When Robinson asked the freshman and junior classes for a show of hands from those who’d felt stress, only about 35 hands went up in a gymnasium with standing room only.

But when he asked how many of the Langley students want to go to college; almost every hand went up.

“When you step onto that college campus, you’re gonna feel the pressure,” Robinson said.

WHEN HE GRADUATED, ROBINSON got an acting job on “All My Children.” He had opportunity and creative talent, and education. Even with those advantages, peer pressure and easy access propelled him through the progression to harder drugs. He got hooked on crack cocaine, lost 60 pounds in three months, and found himself looting a drugstore in Los Angeles.

To get more drugs, he gave a seller his shoes, pants and money.

“I’m standing in the streets of LA in my boxer shorts,” he said.

He returned to New York, where his wife told him he couldn’t come home because he was still an addict. He then became a homeless addict, he said.

His vivid portrayals of the urban drug front were by turns graphic, jolting and funny.

But along with the shock of the bare truths of his life, Robinson described his escape from a trajectory to certain death.

He gave warm descriptions of the people who threw him lifelines: his mother, his father, his college dean, his wife, his mother-in-law from Jamaica, who evolved from hating him for what he did to her daughter, to nursing him back into a human form when he lived with her during two years of rehabilitation.

ROBINSON ENGAGED his audience of freshmen and juniors early on by challenging those who were inattentive and facing them down.

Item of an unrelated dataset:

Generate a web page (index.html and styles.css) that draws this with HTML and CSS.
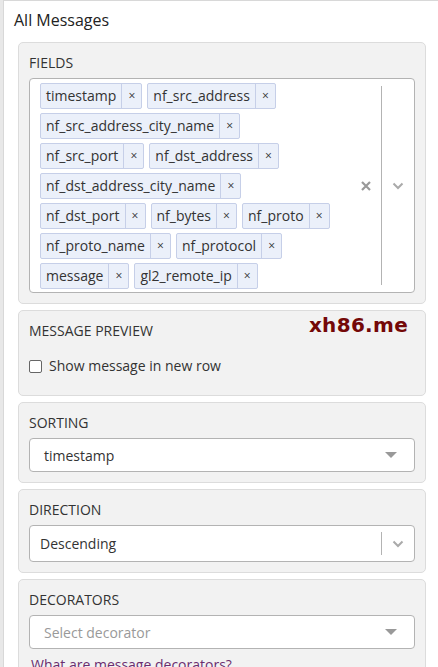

He quickly won their rapt attention with his body language, street talk and graphic honesty about drug addiction.

He described waking up one night to copious sweating, violent vomiting and uncontrollable diarrhea. The outline of his body was offset in sweat on the bed sheets, he said.

“I threw up. It was like a waterfall,” he said. “I had stuff I didn’t recognize.” When he heard nervous laughter from the audience, Robinson turned deadly serious, asking them to imagine feeling violence and vulnerability at the same time.

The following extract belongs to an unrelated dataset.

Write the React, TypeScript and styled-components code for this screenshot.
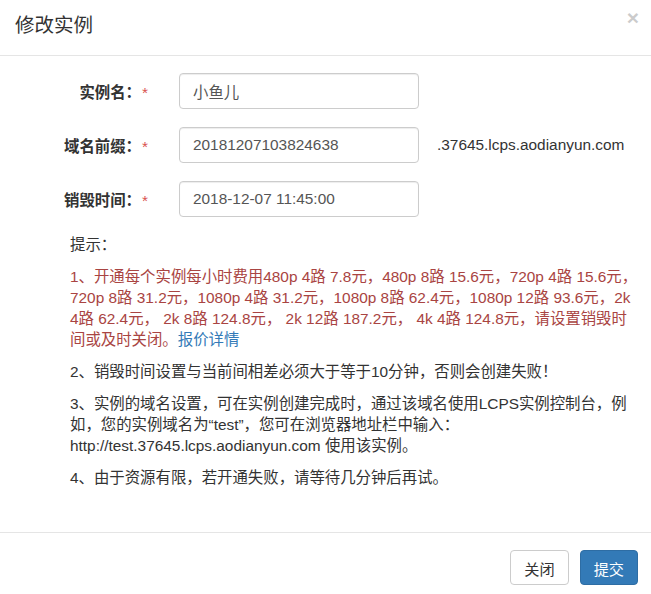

When he had their rapt attention, he told them that “drugs ain’t coming at you, like, in some alleyway.

“They’re going to come to you in the form of somebody beautiful and successful — your best friend, sometimes.”

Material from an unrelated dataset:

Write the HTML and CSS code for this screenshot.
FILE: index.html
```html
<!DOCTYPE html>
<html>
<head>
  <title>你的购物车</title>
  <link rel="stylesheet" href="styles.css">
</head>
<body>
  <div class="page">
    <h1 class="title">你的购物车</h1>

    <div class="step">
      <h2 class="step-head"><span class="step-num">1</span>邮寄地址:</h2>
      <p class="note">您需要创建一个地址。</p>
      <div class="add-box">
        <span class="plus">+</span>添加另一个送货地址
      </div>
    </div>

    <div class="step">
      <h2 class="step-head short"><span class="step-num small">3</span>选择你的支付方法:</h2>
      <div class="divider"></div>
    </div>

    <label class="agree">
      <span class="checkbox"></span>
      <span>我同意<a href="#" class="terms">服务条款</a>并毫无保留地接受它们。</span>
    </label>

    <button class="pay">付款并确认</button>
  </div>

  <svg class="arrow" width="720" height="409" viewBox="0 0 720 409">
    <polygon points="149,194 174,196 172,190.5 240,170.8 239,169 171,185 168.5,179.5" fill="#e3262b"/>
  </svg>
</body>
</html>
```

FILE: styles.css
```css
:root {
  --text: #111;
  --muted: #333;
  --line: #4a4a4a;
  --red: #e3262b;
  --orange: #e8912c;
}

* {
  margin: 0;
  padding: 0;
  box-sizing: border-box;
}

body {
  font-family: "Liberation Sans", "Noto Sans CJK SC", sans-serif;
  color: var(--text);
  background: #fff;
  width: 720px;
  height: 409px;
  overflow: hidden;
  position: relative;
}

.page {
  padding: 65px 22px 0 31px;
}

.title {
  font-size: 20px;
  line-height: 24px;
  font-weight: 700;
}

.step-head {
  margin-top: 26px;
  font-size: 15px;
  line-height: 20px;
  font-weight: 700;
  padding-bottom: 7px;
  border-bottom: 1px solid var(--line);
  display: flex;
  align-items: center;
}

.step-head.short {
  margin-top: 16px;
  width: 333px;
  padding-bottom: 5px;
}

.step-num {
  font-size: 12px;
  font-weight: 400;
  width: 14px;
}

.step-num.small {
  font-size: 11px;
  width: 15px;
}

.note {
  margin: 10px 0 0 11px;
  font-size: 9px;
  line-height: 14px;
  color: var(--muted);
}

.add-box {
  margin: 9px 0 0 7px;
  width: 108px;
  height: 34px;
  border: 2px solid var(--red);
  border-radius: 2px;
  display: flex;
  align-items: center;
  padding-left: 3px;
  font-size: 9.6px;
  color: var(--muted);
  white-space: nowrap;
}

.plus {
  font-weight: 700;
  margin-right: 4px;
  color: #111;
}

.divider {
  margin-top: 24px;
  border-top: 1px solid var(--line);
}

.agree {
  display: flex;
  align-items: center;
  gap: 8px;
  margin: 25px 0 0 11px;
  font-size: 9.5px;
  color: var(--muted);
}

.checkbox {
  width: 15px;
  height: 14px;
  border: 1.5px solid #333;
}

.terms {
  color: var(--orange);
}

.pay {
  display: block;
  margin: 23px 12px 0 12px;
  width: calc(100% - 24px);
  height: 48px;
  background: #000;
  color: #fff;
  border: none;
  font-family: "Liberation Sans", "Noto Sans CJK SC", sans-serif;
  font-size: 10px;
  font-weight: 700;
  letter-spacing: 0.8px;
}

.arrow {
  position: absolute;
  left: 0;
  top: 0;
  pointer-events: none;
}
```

“You’re no different from Dwight Gooden and Darryl Strawberry, or anybody else who has succumbed to the ills of using drugs and alcohol,” he said.

“There are many children in this room that are coming from alcoholic families. You have been abandoned in some way,” he said.

“There are many walking wounded.”

Robinson talked to the sophomore and senior classes on Oct. 4 and spent two school days making himself available for face-to-face talks with students.

His visit was sponsored by the Langley High School PTSA, the Langley Parent Network and the Safe Community Coalition (SCC) for the Langley and McLean High School pyramids.

“We’ve got the most active pyramid, because we have so many committed parents,” said Jan Auerbach, president of the SCC. “There is a real strong core of committed people.”

The SCC receives federal grants from the Safe and Drugfree Youth Office, part of Fairfax County Public Schools. Each pyramid in the county is allotted an annual budget of $8,000 for programs to discourage alcohol and drug use among schoolchildren.

Robinson visited the Potomac School last February and is scheduled to visit Episcopal High School in Alexandria on Feb. 19, 2003.